Faster R-CNN

This is an experimental implementation of Faster R-CNN using Chainer based on Ross Girshick's py-faster-rcnn codes.

Requirement

Using anaconda is strongly recommended.

Python 2.7.6+, 3.4.3+, 3.5.1+

Chainer 1.9.1+
NumPy 1.9, 1.10, 1.11
Cython 0.23+
OpenCV 2.9+, 3.1+

Installation of dependencies

pip install numpy
pip install cython
pip install chainer
# for python3
conda install -c https://conda.binstar.org/menpo opencv3
# for python2
conda install opencv

For Windows users

There's a known problem in cpu_nms.pyx. But a workaround has been posted here (and see also the issue posted to the original py-faster-rcnn).

Setup

1. Build extensions

cd lib
python setup.py build_ext -i
cd ..

Inference

1. Download pre-trained model

if [ ! -d data ]; then mkdir data; fi; cd data
wget https://dl.dropboxusercontent.com/u/2498135/faster-rcnn/VGG16_faster_rcnn_final.model
cd ..

NOTE: The model definition in faster_rcnn.py has been changed, so if you already have the older pre-trained model file, please download it again to replace the older one with the new one.

2. Use forward.py

wget http://vision.cs.utexas.edu/voc/VOC2007_test/JPEGImages/004545.jpg

python forward.py --img_fn 004545.jpg --gpu 0

--gpu 0 turns on GPU. When you turn off GPU, use --gpu -1 or remove --gpu option.

Layers

Summarization of Faster R-CNN layers used during inference

RPN

The region proposal layer (RPN) is consisted of AnchorTargetLayer and ProposalLayer. RPN takes feature maps from trunk network like VGG-16, and performs 3x3 convolution to it. Then, it applies two independent 1x1 convolutions to the output of the first 3x3 convolution. Resulting outputs are rpn_cls_score and rpn_bbox_pred.

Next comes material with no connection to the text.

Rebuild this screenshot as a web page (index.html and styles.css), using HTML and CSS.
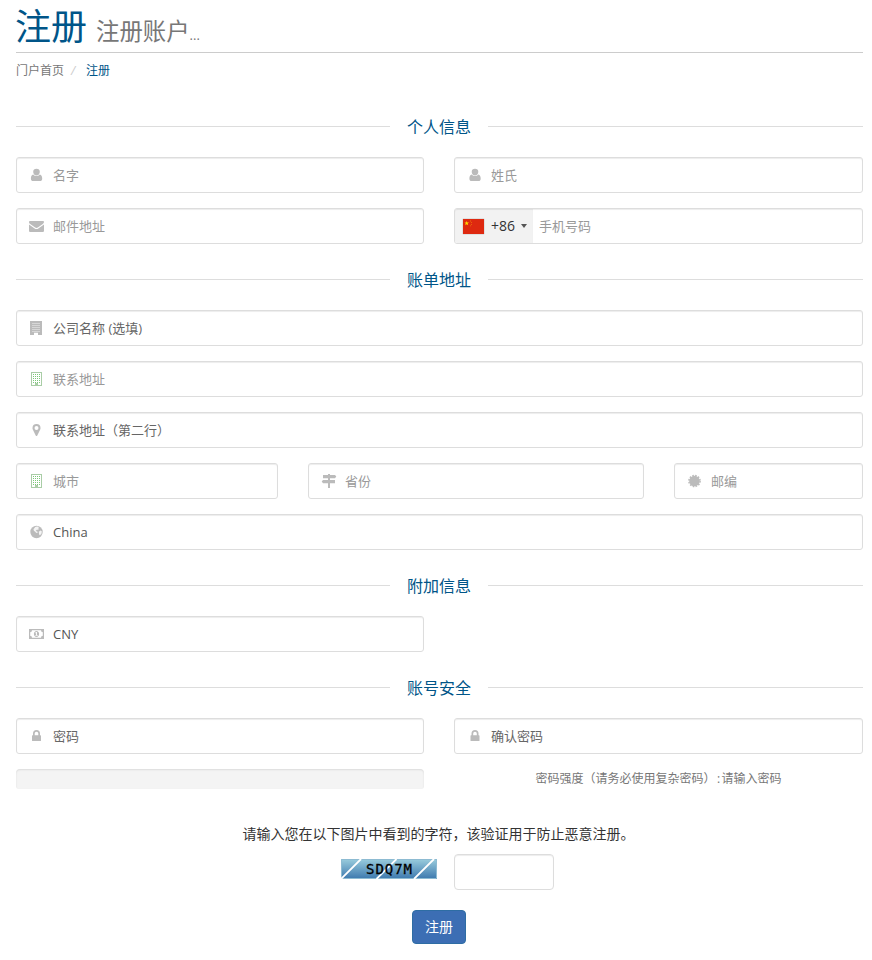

The shape of rpn_cls_score is (N, 2 * n_anchors, 14, 14) because each pixel on the feature map has n_anchors bboxes and each bbox should have 2 values that mean object/background.
The shape of rpn_bbox_pred is (N, 4 * n_anchors, 14, 14) because each pixel on the feature map has n_anchors bboxes, and each bbox is represented with 4 values that mean left top x & y, width & height.

Training

1. Download dataset

if [ ! -d data ]; then mkdir data; fi; cd data
wget http://host.robots.ox.ac.uk/pascal/VOC/voc2007/VOCtrainval_06-Nov-2007.tar
wget http://host.robots.ox.ac.uk/pascal/VOC/voc2007/VOCtest_06-Nov-2007.tar
wget http://host.robots.ox.ac.uk/pascal/VOC/voc2007/VOCdevkit_08-Jun-2007.tar
tar xvf VOCtrainval_06-Nov-2007.tar
tar xvf VOCtest_06-Nov-2007.tar
tar xvf VOCdevkit_08-Jun-2007.tar
rm -rf *.tar; cd ../

2. Prepare ImageNet pre-trained model

Don't do this. Please see the issue #15 and follow the instruction instead: Can you make VGG16.model available? #15

First, if you don't have docker and nvidia-docker, install them:
sudo apt-get update
sudo apt-get install -y apt-transport-https ca-certificates
sudo apt-key adv --keyserver hkp://p80.pool.sks-keyservers.net:80 --recv-keys 58118E89F3A912897C070ADBF76221572C52609D
echo "deb https://apt.dockerproject.org/repo ubuntu-trusty main" | sudo tee /etc/apt/sources.list.d/docker.list
sudo apt-get install -y linux-image-extra-$(uname -r) linux-image-extra-virtual
sudo apt-get update
sudo apt-get install -y docker-engine
sudo service docker start
and then build caffe docker image and run the converter to make a chainer model from the pre-trained caffe model.
cd docker
bash install_caffe_docker.sh
bash create_image.sh
bash run_caffe_docker.sh
cd ..
It creates data/VGG16.model that is converted from pre-trained model in Caffe format. The pre-trained model is the one distributed in the official Model Zoo of Caffe wiki.